Products and Services and Financials

  • Assets. It is not surprising that Revolver households are significantly less likely than pay-in-full households to own savings and investment products like CDs, money market deposit accounts, mutual funds, stocks, and bonds. Although Revolvers (36%) are much less likely than pay-in-full households (63%) to have an IRA, the incidence of owning a salary-reduction plan—401(k), 403(b), or 457 plan—is virtually the same (51%, in comparison with 53%), and the incidence of business ownership for both groups is about 12%.
  • Online accounts. It is perhaps surprising that Revolvers (74%) are significantly more likely than pay-in-full households (66%) to use internet banking. Use of internet investing, by contrast, shows a sharper divide, with just 16% of Revolvers, in comparison with 28% of pay-in-full households, investing online.
  • Debit cards. Revolver households (90%) are far more likely than pay-in-full households (70%) to own a debit card.
  • Debts. The most relevant debt number for this report is the aggregate total for the household's monthly credit-card bill(s). For Revolver households, the average monthly credit-card balance is $9,500, in comparison with $2,300 for households that pay off their credit-card bill(s) each month. The two groups' average debt levels for first-mortgage loans, home equity lines of credit, and vehicle loans are virtually the same.
  • Net worth. With relatively low total-assets balances—in comparison with those of pay-in-full households—Revolvers start with a distinct disadvantage in the net worth calculation. The fact that total liabilities for Revolvers are substantially higher than those for pay-in-full households explains the difference in the financial positions of the two groups: The mean ($202.8K) and median ($82.6K) net worth for Revolvers is worlds lower than the mean ($736.8K) and median ($354.8K) net worth of pay-in-full households.
  • Insurance. Except for a slightly lower incidence of homeowners/renters insurance, Revolvers' ownership of most insurance products is virtually the same as that for pay-in-full households. Overall, the proportion of each group owning life insurance is about the same: 78% of Revolvers and 74% of pay-in-full households own some kind of life insurance. But Revolvers are more likely to own group life insurance, especially through their employers, whereas pay-in-full households (51%) are significantly more likely than Revolvers (44%) to own an individual life insurance policy.

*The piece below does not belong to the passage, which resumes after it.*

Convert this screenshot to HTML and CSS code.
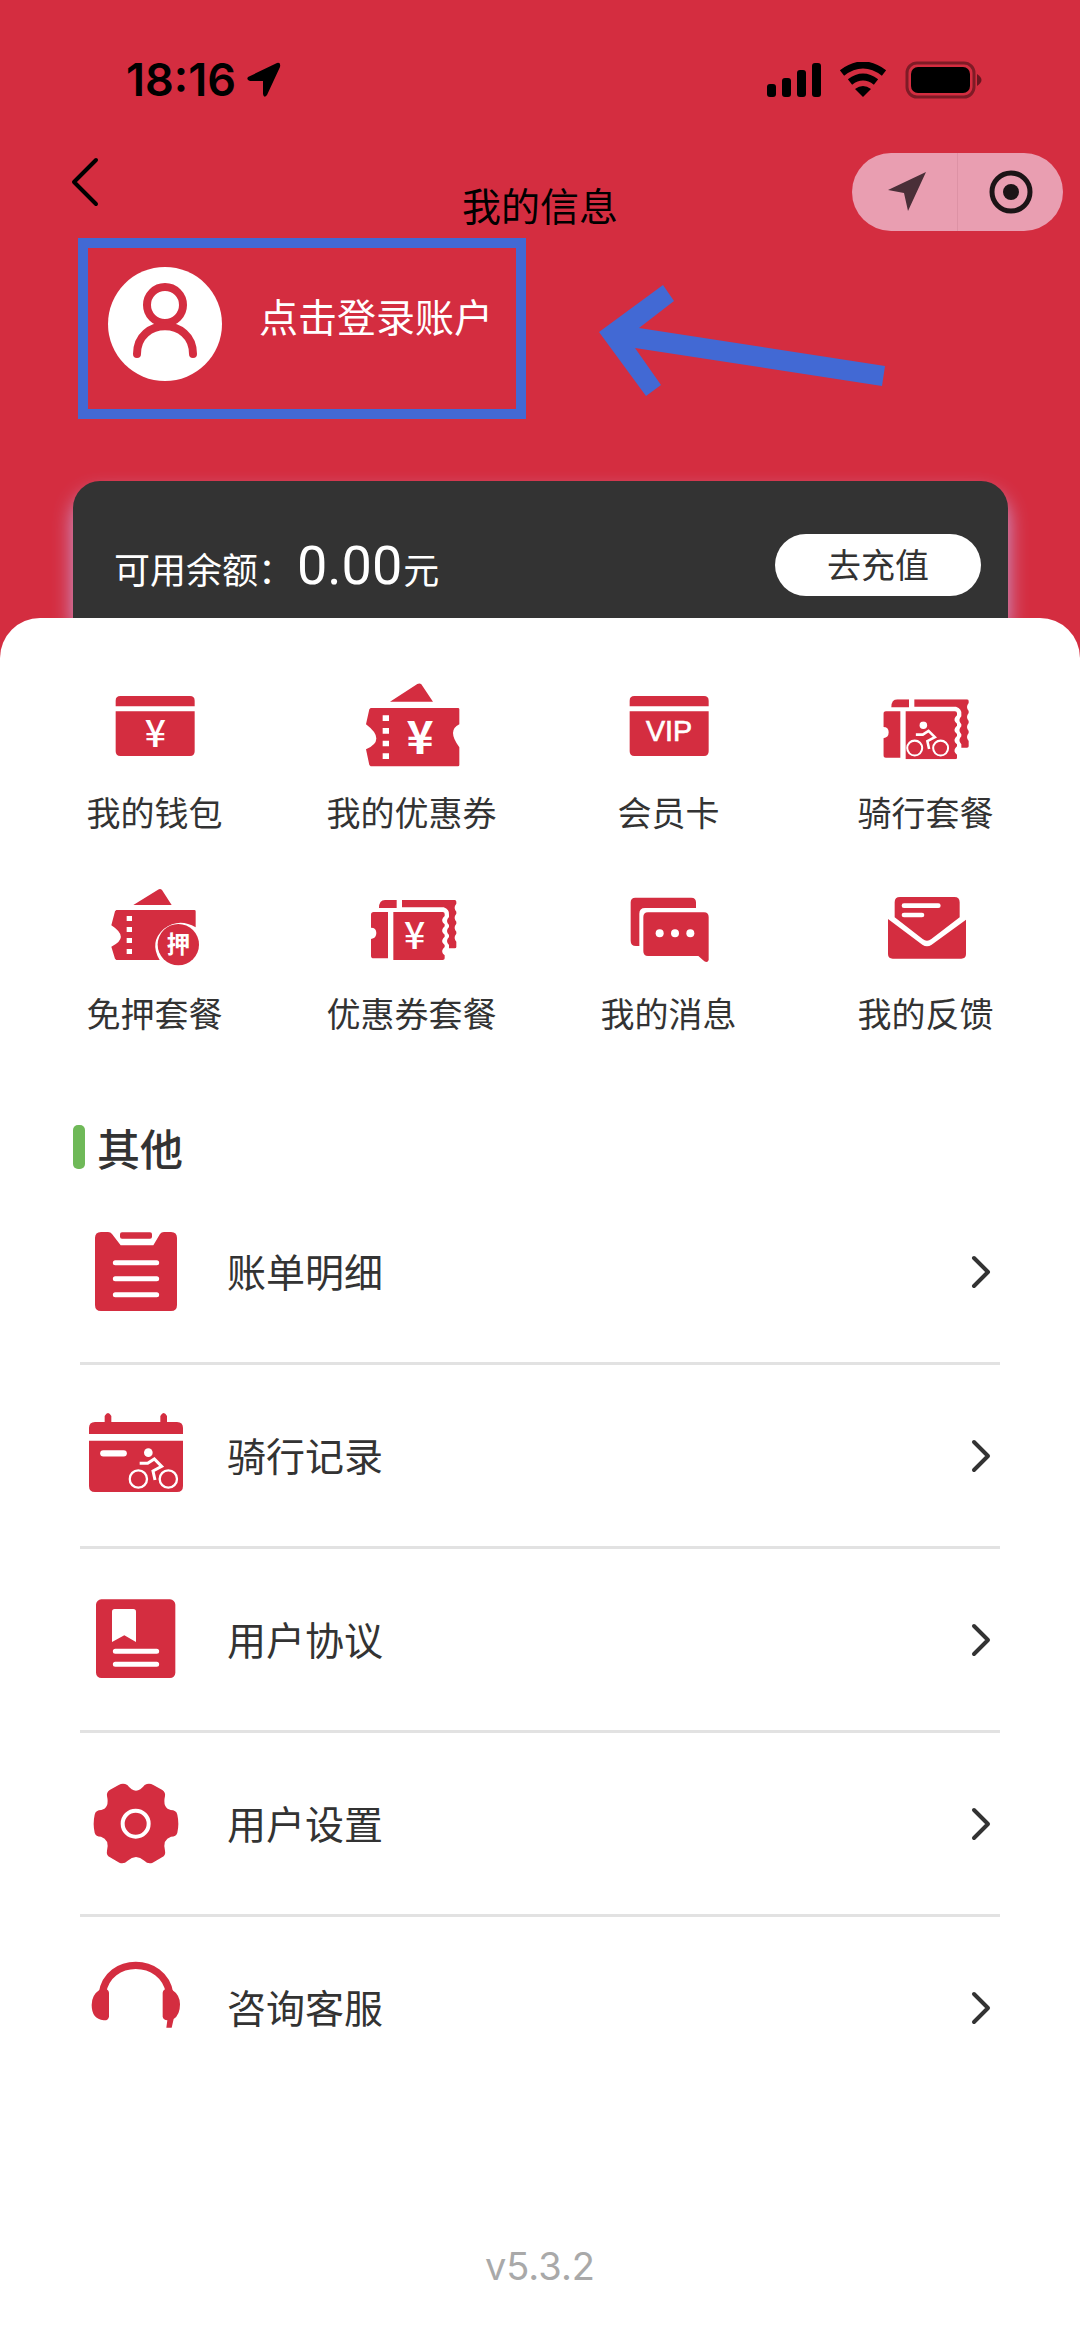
FILE: index.html
```html
<!DOCTYPE html>
<html lang="zh-CN">
<head>
<meta charset="utf-8">
<meta name="viewport" content="width=device-width, initial-scale=1">
<title>我的信息</title>
<link rel="stylesheet" href="styles.css">
</head>
<body>
<svg class="defs" aria-hidden="true">
  <symbol id="chevron" viewBox="0 0 24 40"><path d="M5 6l14 14L5 34" fill="none" stroke="currentColor" stroke-width="4" stroke-linecap="round" stroke-linejoin="round"/></symbol>
  <symbol id="cyclist" viewBox="0 0 150 125">
    <g fill="none" stroke="#fff" stroke-width="7">
      <circle cx="30" cy="93" r="26"/><circle cx="120" cy="93" r="26"/>
      <path d="M34 46h24l20-13 22 22-26 14 6 27" stroke-width="9"/>
    </g>
    <circle cx="60" cy="14" r="13" fill="#fff"/>
  </symbol>
  <symbol id="tickets" viewBox="0 0 260 180">
    <path d="M24 24q0-24 18-24h35v24zM93 0h158q5 0 5 5v6q-10 12 0 24v6q-10 12 0 24v6q-10 12 0 24v6q-10 12 0 24v16q0 4-5 4h-17v-10q-12-12 0-24v-6q-12-12 0-24v-6q-12-12 0-24v-6q2-17-16-23H93z"/>
    <path d="M8 36h43v139H8q-8 0-8-8v-50q16-2 16-18T0 83V44q0-8 8-8zM67 36h148q6 0 6 6v6q-12 11-5 20l5 5v6q-12 11-5 20l5 5v6q-12 11-5 20l5 5v6q-12 11-5 20l5 5v9q0 5-6 5H67z"/>
  </symbol>
</svg>

<header class="hero">
  <div class="status">
    <span class="time">18:16</span>
    <svg class="locate" viewBox="0 0 36 36" aria-hidden="true"><path d="M2 15L31 1q4-1 3 4L21 33q-3 4-4-1V19H4q-4-1-2-4z"/></svg>
    <svg class="signal" viewBox="0 0 54 36" aria-hidden="true"><rect y="22" width="9" height="13" rx="3"/><rect x="15" y="16" width="9" height="19" rx="3"/><rect x="30" y="8" width="9" height="27" rx="3"/><rect x="45" y="1" width="9" height="34" rx="3"/></svg>
    <svg class="wifi" viewBox="0 0 48 36" aria-hidden="true"><path d="M24 35l-8-8q8-6 16 0z"/><g fill="none" stroke="#000" stroke-width="7"><path d="M3 11Q24-5 45 11M11 20q13-10 26 0"/></g></svg>
    <svg class="battery" viewBox="0 0 78 38" aria-hidden="true"><rect x="2" y="2" width="67" height="34" rx="10" fill="none" stroke="#000" stroke-opacity=".4" stroke-width="3"/><rect x="6" y="6" width="59" height="26" rx="7"/><path d="M72 13q9 6 0 12z" opacity=".5"/></svg>
  </div>

  <nav class="nav">
    <button class="back" type="button" aria-label="返回"><svg viewBox="0 0 30 58"><path d="M26 7L4 29l22 22" fill="none" stroke="#000" stroke-width="4" stroke-linecap="round" stroke-linejoin="round"/></svg></button>
    <h1 class="title">我的信息</h1>
    <div class="capsule">
      <button type="button" aria-label="位置"><svg viewBox="0 0 44 44"><path d="M5 20L43 2 25 41l-4-18z" fill="#4a2f38"/></svg></button>
      <button type="button" aria-label="关闭"><svg viewBox="0 0 44 44"><circle cx="22" cy="22" r="19" fill="none" stroke="#1c1416" stroke-width="5"/><circle cx="22" cy="22" r="8" fill="#1c1416"/></svg></button>
    </div>
  </nav>

  <div class="profile">
    <a class="login" href="#login">
      <svg class="avatar" viewBox="0 0 114 114" aria-hidden="true"><circle cx="57" cy="57" r="57" fill="#fff"/><g fill="none" stroke="#d42d40" stroke-width="8" stroke-linecap="round"><circle cx="57" cy="38" r="18"/><path d="M29 87c0-37 56-37 56 0"/></g></svg>
      <span>点击登录账户</span>
    </a>
    <svg class="pointer" viewBox="0 0 286 114" aria-hidden="true"><path d="M0 48L64 1l11 16-35 27 246 38-3 20L36 64l26 37-15 11z" fill="#4269d4"/></svg>
  </div>

  <section class="balance">
    <p class="amount">可用余额：<strong>0.00</strong>元</p>
    <button class="topup" type="button">去充值</button>
  </section>
</header>

<main class="sheet">
  <ul class="grid">
    <li><a href="#wallet"><svg class="tile" viewBox="133 48 300 300"><path d="M165 139v-17q0-14 14-14h209q14 0 14 14v17zM165 154h237v120q0 14-14 14H179q-14 0-14-14z"/><text class="yen" x="284" y="262">¥</text></svg>我的钱包</a></li>
    <li><a href="#coupons"><svg class="tile" viewBox="903 48 300 300"><path d="M987 125l82-53q7-4 12 1l35 52zM929 144h262q4 0 4 4v45q-38 18 0 69v53q0 4-4 4H929l-4-4-10-47q62-28 0-75l10-45z"/><path d="M965 166h19v17h-19zM965 204h19v17h-19zM965 242h19v17h-19zM965 280h19v17h-19z" fill="#fff"/><text class="yen yen-bold" x="1077" y="281">¥</text></svg>我的优惠券</a></li>
    <li><a href="#vip"><svg class="tile" viewBox="172 48 300 300"><path d="M204 139v-17q0-14 14-14h209q14 0 14 14v17zM204 154h237v120q0 14-14 14H218q-14 0-14-14z"/><text class="vip" x="322" y="243">VIP</text></svg>会员卡</a></li>
    <li><a href="#ride-pack"><svg class="tile" viewBox="942 48 300 300"><use href="#tickets" x="964" y="118" width="260" height="180"/><use href="#cyclist" x="1032" y="184" width="130" height="108"/></svg>骑行套餐</a></li>
    <li><a href="#deposit-pack"><svg class="tile" viewBox="133 651 300 300"><path d="M218 735l74-46q7-4 12 1l29 45zM167 750h234q4 0 4 4v48q-50-30-96 5-44 40-12 93H167l-4-4-11-36q57-27 0-64l11-42z"/><circle cx="353" cy="854" r="62"/><path d="M198 768h16v15h-16zM198 801h16v15h-16zM198 834h16v15h-16zM198 867h16v15h-16z" fill="#fff"/><text class="mark" x="353" y="879">押</text></svg>免押套餐</a></li>
    <li><a href="#coupon-pack"><svg class="tile" viewBox="903 651 300 300"><use href="#tickets" x="930" y="720" width="260" height="180"/><text class="yen" x="1061" y="866">¥</text></svg>优惠券套餐</a></li>
    <li><a href="#messages"><svg class="tile" viewBox="172 651 300 300"><path d="M207 727q0-14 14-14h168q14 0 14 14v17H250q-17 0-17 17v97h-10q-16 0-16-16z"/><path d="M259 757h168q14 0 14 14v129q-3 10-13 4l-18-16H259q-14 0-14-14V771q0-14 14-14z"/><g fill="#fff"><circle cx="294" cy="820" r="12"/><circle cx="340" cy="820" r="12"/><circle cx="386" cy="820" r="12"/></g></svg>我的消息</a></li>
    <li><a href="#feedback"><svg class="tile" viewBox="942 651 300 300"><path d="M998 772v-45q0-16 16-16h163q16 0 16 16v45l-85 65q-13 10-26 0z"/><path d="M978 777l103 77q14 9 28 0l103-75v103q0 14-14 14H992q-14 0-14-14z"/><path d="M1026 737h103M1026 765h54" fill="none" stroke="#fff" stroke-width="14" stroke-linecap="round"/></svg>我的反馈</a></li>
  </ul>

  <section>
    <h2 class="heading">其他</h2>
    <ul class="list">
      <li><a href="#bills"><svg class="tile" viewBox="78 366 300 300"><path d="M123 396h21q8 0 12 6l26 34h98l20-34q4-6 12-6h21q18 0 18 18v201q0 18-18 18H123q-18 0-18-18V414q0-18 18-18z"/><rect x="180" y="397" width="96" height="19" rx="6"/><path d="M166 488h124M166 536h124M166 584h124" fill="none" stroke="#fff" stroke-width="15" stroke-linecap="round"/></svg><span>账单明细</span><svg class="go"><use href="#chevron"/></svg></a></li>
      <li><a href="#rides"><svg class="tile" viewBox="78 918 300 300"><path d="M87 1002v-18q0-18 18-18h29v-18q10-18 20 0v18h147v-18q10-18 20 0v18h30q18 0 18 18v18zM87 1022h282v136q0 18-18 18H105q-18 0-18-18z"/><path d="M130 1060h61" stroke="#fff" stroke-width="19" stroke-linecap="round"/><use href="#cyclist" x="205" y="1044" width="150" height="125"/></svg><span>骑行记录</span><svg class="go"><use href="#chevron"/></svg></a></li>
      <li><a href="#terms"><svg class="tile" viewBox="78 90 300 300"><rect x="108" y="118" width="238" height="236" rx="16"/><path d="M156 246v-91q0-8 8-8h56q8 0 8 8v91l-35-20z" fill="#fff"/><path d="M166 274h124M166 313h124" stroke="#fff" stroke-width="15" stroke-linecap="round"/></svg><span>用户协议</span><svg class="go"><use href="#chevron"/></svg></a></li>
      <li><a href="#settings"><svg class="tile" viewBox="78 642 300 300"><path d="M202 675q-13-8-26 0l-27 15q-10 7-8 18 8 36-17 42-17 0-20 14-6 27 0 54 3 12 19 12 26 8 18 42-3 14 9 20l28 16q14 5 25-6 25-22 50 0 11 11 25 6l28-16q12-6 9-20-8-34 18-42 16 0 19-12 6-27 0-54-3-14-20-14-25-6-17-42 2-11-8-18l-27-15q-13-8-26 0-26 34-52 0z"/><circle cx="227" cy="791" r="39" fill="none" stroke="#fff" stroke-width="12"/></svg><span>用户设置</span><svg class="go"><use href="#chevron"/></svg></a></li>
      <li><a href="#support"><svg class="tile" viewBox="78 1194 300 300"><path d="M127 1300c16-112 184-112 202 0" fill="none" stroke="#d42d40" stroke-width="22"/><path d="M118 1290l12-4q16 0 17 12v72q-2 12-16 11-36-4-36-46 0-30 23-45zM337 1290l-12-4q-16 0-17 12v72q2 10 14 11l-3 22h16l6-26q19-12 19-44 0-28-23-43z"/></svg><span>咨询客服</span><svg class="go"><use href="#chevron"/></svg></a></li>
    </ul>
  </section>

  <footer class="version">v5.3.2</footer>
</main>
</body>
</html>
```
FILE: styles.css
```css
* {
  box-sizing: border-box;
  margin: 0;
  padding: 0;
}

body {
  background: #d42d40;
  color: #333;
  font-family: "Noto Sans CJK SC", "Noto Sans", sans-serif;
  font-size: 34px;
  line-height: 48px;
}

a {
  color: inherit;
  text-decoration: none;
}

button {
  border: 0;
  background: none;
  font: inherit;
  color: inherit;
}

ul {
  list-style: none;
}

svg {
  display: block;
  flex: none;
}

.defs {
  position: absolute;
  width: 0;
  height: 0;
}

/* Status bar */
.status {
  display: flex;
  align-items: center;
  padding: 56px 97px 0 126px;
  color: #000;
}

.time {
  font-family: Inter, sans-serif;
  font-size: 45px;
  font-weight: 600;
}

.locate {
  width: 36px;
  height: 36px;
  margin-left: 10px;
}

.signal {
  width: 54px;
  height: 36px;
  margin-left: auto;
}

.wifi {
  width: 48px;
  height: 36px;
  margin-left: 18px;
}

.battery {
  width: 78px;
  height: 38px;
  margin-left: 18px;
}

/* Title bar */
.nav {
  display: grid;
  grid-template-columns: 1fr auto 1fr;
  margin-top: 49px;
  padding: 0 17px 0 70px;
}

.back {
  justify-self: start;
  align-self: start;
}

.back svg {
  width: 30px;
  height: 58px;
}

.title {
  padding: 27px 53px 0 0;
  color: #000;
  font-size: 39px;
  font-weight: 400;
}

.capsule {
  display: flex;
  justify-self: end;
  width: 211px;
  height: 78px;
  border-radius: 39px;
  background: #e99eb1;
}

.capsule button {
  flex: 1;
  display: grid;
  place-items: center;
}

.capsule button + button {
  border-left: 1px solid #dd92a5;
}

.capsule svg {
  width: 44px;
  height: 44px;
}

/* Account */
.profile {
  display: flex;
  align-items: flex-end;
  gap: 73px;
  margin: 7px 78px 0;
}

.login {
  display: flex;
  gap: 37px;
  padding: 19px 23px 28px 20px;
  border: 10px solid #4269d4;
  color: #fff;
  font-size: 39px;
  line-height: 96px;
}

.avatar {
  width: 114px;
  height: 114px;
}

.pointer {
  width: 286px;
  height: 114px;
  margin-bottom: 21px;
}

.balance {
  display: flex;
  align-items: center;
  justify-content: space-between;
  margin: 62px 72px 0 73px;
  padding: 53px 27px 22px 41px;
  border-radius: 27px 27px 0 0;
  background: #333;
  box-shadow: 0 12px 20px #c9a0d8;
  color: #fff;
}

.amount {
  padding-top: 3px;
  font-size: 36px;
}

.amount strong {
  margin: 0 1px 0 3px;
  font-family: Roboto, sans-serif;
  font-size: 54px;
  font-weight: 400;
}

.topup {
  width: 206px;
  height: 62px;
  padding-bottom: 2px;
  border-radius: 31px;
  background: #fff;
  color: #333;
}

/* Sheet */
.sheet {
  position: relative;
  padding: 58px 26px 57px;
  border-radius: 40px 40px 0 0;
  background: #fff;
}

.grid {
  display: grid;
  grid-template-columns: repeat(4, 1fr);
  row-gap: 41px;
}

.grid a {
  display: flex;
  flex-direction: column;
  align-items: center;
  gap: 12px;
}

.tile {
  width: 100px;
  height: 100px;
  fill: #d42d40;
}

.tile text {
  fill: #fff;
  text-anchor: middle;
}

.yen {
  font: 500 112px "Noto Sans CJK SC", sans-serif;
}

.yen-bold {
  font-size: 138px;
  font-weight: 700;
}

.vip {
  font: 500 86px "Liberation Sans", sans-serif;
  stroke: #fff;
  stroke-width: 2px;
}

.mark {
  font: 700 70px "Noto Sans CJK SC", sans-serif;
}

.heading {
  display: flex;
  align-items: center;
  gap: 12px;
  margin: 86px 47px 10px;
  font-size: 43px;
  font-weight: 500;
}

.heading::before {
  content: "";
  width: 12px;
  height: 44px;
  border-radius: 5px;
  background: #6fb958;
}

.list {
  margin: 0 54px;
}

.list li + li {
  border-top: 3px solid #e2e2e2;
}

.list a {
  display: flex;
  align-items: center;
  height: 181px;
  padding: 0 7px 0 6px;
  font-size: 39px;
}

.list span {
  margin-left: 41px;
  padding-bottom: 4px;
}

.go {
  width: 24px;
  height: 40px;
  margin-left: auto;
}

.version {
  margin-top: 144px;
  color: #a9a9a9;
  font-family: Inter, sans-serif;
  font-size: 38px;
  font-weight: 400;
  text-align: center;
}
```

Financial Attitudes That Differentiate Revolvers

Attitudinally, the Revolver and the pay-in-full groups are polar opposites. Of 29 characteristics that derive from 123 distinct financial attitudes, 7 of the top 10 characteristics that define Revolvers fall into the bottom 10 that define pay-in-full households. Although they are aware of their fragile financial condition, Revolvers are knowingly willing to spend beyond their means, ignore the cost of borrowing, and resist developing a budget. The result is a high level of expressed concern about the future and a high level of resentment toward financial institutions.

Implications

The fact that fewer households are currently revolving their credit-card balances is evidence that consumers are increasingly aware of the need to save more and spend less. The wide gap in financial resources between Revolvers and households that pay down their cards each month creates two distinct markets: one focused on convenience and rewards, the other focused primarily on interest rates and fees. The challenge of monitoring spending habits and creditworthiness is increasing. When we examine Revolvers on the basis of the amount currently owed on credit cards, we see that the Revolver segment is a highly dynamic population, with a higher portion owing more and a higher portion owing less than they did a year earlier. The evidence suggests that Revolvers, too, are paying down their debt at an increasing rate. In combination with new regulations about disclosure of information on interest rates and charges, this pay-down practice could affect profit margins for subprime providers. More than ever, keeping track of consumers' changing needs is critical.